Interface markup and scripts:
* Begin *
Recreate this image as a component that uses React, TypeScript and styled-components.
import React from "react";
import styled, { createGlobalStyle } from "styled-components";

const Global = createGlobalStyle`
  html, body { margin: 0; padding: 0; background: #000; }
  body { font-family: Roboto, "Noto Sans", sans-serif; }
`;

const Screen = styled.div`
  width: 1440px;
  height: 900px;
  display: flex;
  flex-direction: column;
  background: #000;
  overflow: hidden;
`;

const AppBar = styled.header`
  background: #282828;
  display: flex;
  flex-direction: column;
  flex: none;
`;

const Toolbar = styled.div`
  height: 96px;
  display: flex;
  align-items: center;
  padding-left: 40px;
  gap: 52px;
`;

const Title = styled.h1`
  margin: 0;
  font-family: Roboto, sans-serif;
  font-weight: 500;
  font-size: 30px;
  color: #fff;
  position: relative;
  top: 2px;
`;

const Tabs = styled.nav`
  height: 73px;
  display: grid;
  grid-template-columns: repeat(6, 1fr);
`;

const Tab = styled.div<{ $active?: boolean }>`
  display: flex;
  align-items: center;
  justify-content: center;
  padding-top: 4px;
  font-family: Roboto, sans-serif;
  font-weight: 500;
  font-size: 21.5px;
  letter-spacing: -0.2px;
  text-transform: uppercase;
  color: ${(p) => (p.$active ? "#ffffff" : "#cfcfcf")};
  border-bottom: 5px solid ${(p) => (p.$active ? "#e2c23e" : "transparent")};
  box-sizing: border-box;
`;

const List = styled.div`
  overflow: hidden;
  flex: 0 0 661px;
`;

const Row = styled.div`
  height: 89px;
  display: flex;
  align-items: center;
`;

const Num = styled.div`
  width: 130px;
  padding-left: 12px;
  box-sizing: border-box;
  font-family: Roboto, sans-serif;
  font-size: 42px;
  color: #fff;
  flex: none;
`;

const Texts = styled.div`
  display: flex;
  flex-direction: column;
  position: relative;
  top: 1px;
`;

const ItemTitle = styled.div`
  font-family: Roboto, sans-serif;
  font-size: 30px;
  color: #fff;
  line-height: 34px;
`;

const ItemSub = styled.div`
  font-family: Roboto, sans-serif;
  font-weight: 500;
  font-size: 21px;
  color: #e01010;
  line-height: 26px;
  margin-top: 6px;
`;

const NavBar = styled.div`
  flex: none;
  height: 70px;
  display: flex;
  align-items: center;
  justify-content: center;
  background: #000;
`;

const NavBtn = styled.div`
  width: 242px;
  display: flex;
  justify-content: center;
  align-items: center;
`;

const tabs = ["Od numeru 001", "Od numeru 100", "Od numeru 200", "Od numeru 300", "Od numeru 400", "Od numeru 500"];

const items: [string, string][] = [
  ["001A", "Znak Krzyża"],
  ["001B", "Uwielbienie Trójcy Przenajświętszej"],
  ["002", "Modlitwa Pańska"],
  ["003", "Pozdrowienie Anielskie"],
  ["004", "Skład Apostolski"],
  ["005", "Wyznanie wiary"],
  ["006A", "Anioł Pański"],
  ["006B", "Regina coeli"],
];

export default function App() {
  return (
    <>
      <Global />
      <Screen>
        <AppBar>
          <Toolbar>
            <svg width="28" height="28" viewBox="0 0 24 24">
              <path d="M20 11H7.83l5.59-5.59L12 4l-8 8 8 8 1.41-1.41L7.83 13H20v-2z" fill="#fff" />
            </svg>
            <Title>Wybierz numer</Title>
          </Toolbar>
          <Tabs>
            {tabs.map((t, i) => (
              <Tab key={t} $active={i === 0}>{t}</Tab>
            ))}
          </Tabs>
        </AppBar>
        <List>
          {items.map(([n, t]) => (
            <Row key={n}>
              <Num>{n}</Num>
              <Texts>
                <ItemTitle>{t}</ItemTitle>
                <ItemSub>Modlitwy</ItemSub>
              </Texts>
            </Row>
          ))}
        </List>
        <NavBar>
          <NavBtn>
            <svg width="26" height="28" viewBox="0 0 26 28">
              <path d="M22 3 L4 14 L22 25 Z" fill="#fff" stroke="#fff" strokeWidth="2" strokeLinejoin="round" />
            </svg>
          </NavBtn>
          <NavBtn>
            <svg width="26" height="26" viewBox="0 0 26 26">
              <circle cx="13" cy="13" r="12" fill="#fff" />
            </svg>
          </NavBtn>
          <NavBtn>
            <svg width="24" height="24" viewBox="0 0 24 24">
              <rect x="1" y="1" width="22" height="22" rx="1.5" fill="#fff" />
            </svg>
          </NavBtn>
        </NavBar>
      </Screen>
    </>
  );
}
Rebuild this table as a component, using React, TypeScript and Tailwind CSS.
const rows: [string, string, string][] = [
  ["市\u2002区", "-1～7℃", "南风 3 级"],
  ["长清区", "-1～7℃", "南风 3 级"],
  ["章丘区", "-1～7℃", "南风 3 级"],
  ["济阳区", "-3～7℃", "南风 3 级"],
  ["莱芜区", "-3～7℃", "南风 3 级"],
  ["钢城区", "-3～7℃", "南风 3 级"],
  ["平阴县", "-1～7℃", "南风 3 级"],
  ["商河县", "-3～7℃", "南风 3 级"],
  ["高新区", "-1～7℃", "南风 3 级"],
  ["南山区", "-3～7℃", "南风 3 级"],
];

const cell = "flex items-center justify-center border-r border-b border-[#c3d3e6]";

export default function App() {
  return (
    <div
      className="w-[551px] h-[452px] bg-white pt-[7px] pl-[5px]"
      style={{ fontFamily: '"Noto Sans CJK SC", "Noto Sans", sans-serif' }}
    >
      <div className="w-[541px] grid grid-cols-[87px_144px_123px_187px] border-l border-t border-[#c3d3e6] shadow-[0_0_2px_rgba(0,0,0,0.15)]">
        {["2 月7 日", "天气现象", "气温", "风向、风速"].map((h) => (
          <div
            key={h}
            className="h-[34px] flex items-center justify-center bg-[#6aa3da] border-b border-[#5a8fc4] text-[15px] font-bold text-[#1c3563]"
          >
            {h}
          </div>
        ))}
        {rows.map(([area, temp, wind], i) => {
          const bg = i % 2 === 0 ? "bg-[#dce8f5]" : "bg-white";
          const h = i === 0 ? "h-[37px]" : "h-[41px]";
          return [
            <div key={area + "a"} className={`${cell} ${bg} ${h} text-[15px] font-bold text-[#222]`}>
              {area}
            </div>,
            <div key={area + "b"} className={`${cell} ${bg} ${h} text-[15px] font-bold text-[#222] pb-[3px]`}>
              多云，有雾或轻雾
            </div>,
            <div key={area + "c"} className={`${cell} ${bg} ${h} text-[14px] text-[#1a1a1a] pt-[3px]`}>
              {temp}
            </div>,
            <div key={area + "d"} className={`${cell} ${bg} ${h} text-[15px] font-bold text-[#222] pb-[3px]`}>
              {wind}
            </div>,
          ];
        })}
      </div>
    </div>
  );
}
* End *
* Begin *
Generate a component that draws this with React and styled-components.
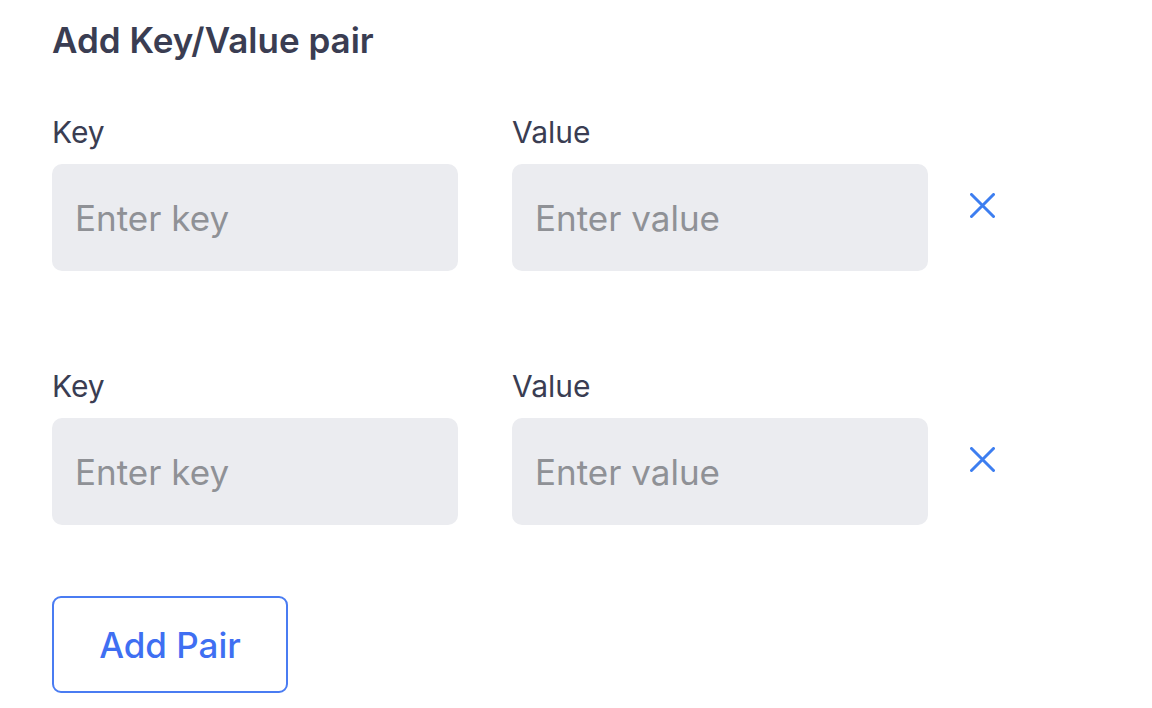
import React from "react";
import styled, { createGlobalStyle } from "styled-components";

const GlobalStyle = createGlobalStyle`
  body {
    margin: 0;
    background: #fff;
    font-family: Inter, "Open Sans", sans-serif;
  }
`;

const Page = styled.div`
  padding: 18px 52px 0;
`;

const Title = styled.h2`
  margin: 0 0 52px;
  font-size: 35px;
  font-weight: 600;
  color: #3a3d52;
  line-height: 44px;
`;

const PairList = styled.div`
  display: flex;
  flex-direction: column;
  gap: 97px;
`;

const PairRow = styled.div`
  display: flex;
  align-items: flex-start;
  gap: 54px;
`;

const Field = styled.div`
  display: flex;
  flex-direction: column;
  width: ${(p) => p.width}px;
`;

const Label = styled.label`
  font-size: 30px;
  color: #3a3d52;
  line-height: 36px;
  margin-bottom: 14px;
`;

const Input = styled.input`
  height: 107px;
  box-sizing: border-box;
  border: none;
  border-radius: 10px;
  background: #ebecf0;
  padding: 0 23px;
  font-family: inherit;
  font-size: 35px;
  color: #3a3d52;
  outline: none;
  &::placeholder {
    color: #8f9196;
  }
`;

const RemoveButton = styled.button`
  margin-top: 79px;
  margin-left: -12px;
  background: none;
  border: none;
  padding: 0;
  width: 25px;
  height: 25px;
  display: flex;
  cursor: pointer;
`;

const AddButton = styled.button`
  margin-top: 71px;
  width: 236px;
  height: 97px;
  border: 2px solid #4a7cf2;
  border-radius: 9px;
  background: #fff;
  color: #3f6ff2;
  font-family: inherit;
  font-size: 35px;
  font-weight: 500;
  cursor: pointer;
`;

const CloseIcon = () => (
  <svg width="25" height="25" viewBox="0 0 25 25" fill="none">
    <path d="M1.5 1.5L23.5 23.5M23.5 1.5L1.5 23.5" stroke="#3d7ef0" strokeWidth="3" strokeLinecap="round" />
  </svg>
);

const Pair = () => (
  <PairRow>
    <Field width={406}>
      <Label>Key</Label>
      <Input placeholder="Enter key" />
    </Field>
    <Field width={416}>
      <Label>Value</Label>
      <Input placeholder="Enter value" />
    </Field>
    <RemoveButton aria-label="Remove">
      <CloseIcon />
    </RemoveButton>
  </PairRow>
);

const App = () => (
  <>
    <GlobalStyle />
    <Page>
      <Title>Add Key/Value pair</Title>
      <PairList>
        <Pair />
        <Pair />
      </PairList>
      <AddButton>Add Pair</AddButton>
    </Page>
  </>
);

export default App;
* End *
#### [Problem description]
Track down the lines that include the word "components" and copy them.

#### [Written solution]
Recreate this image as a component that uses React, TypeScript and styled-components.
import styled, { createGlobalStyle } from "styled-components";
Generate a component that draws this with React and styled-components.
import styled, { createGlobalStyle } from "styled-components";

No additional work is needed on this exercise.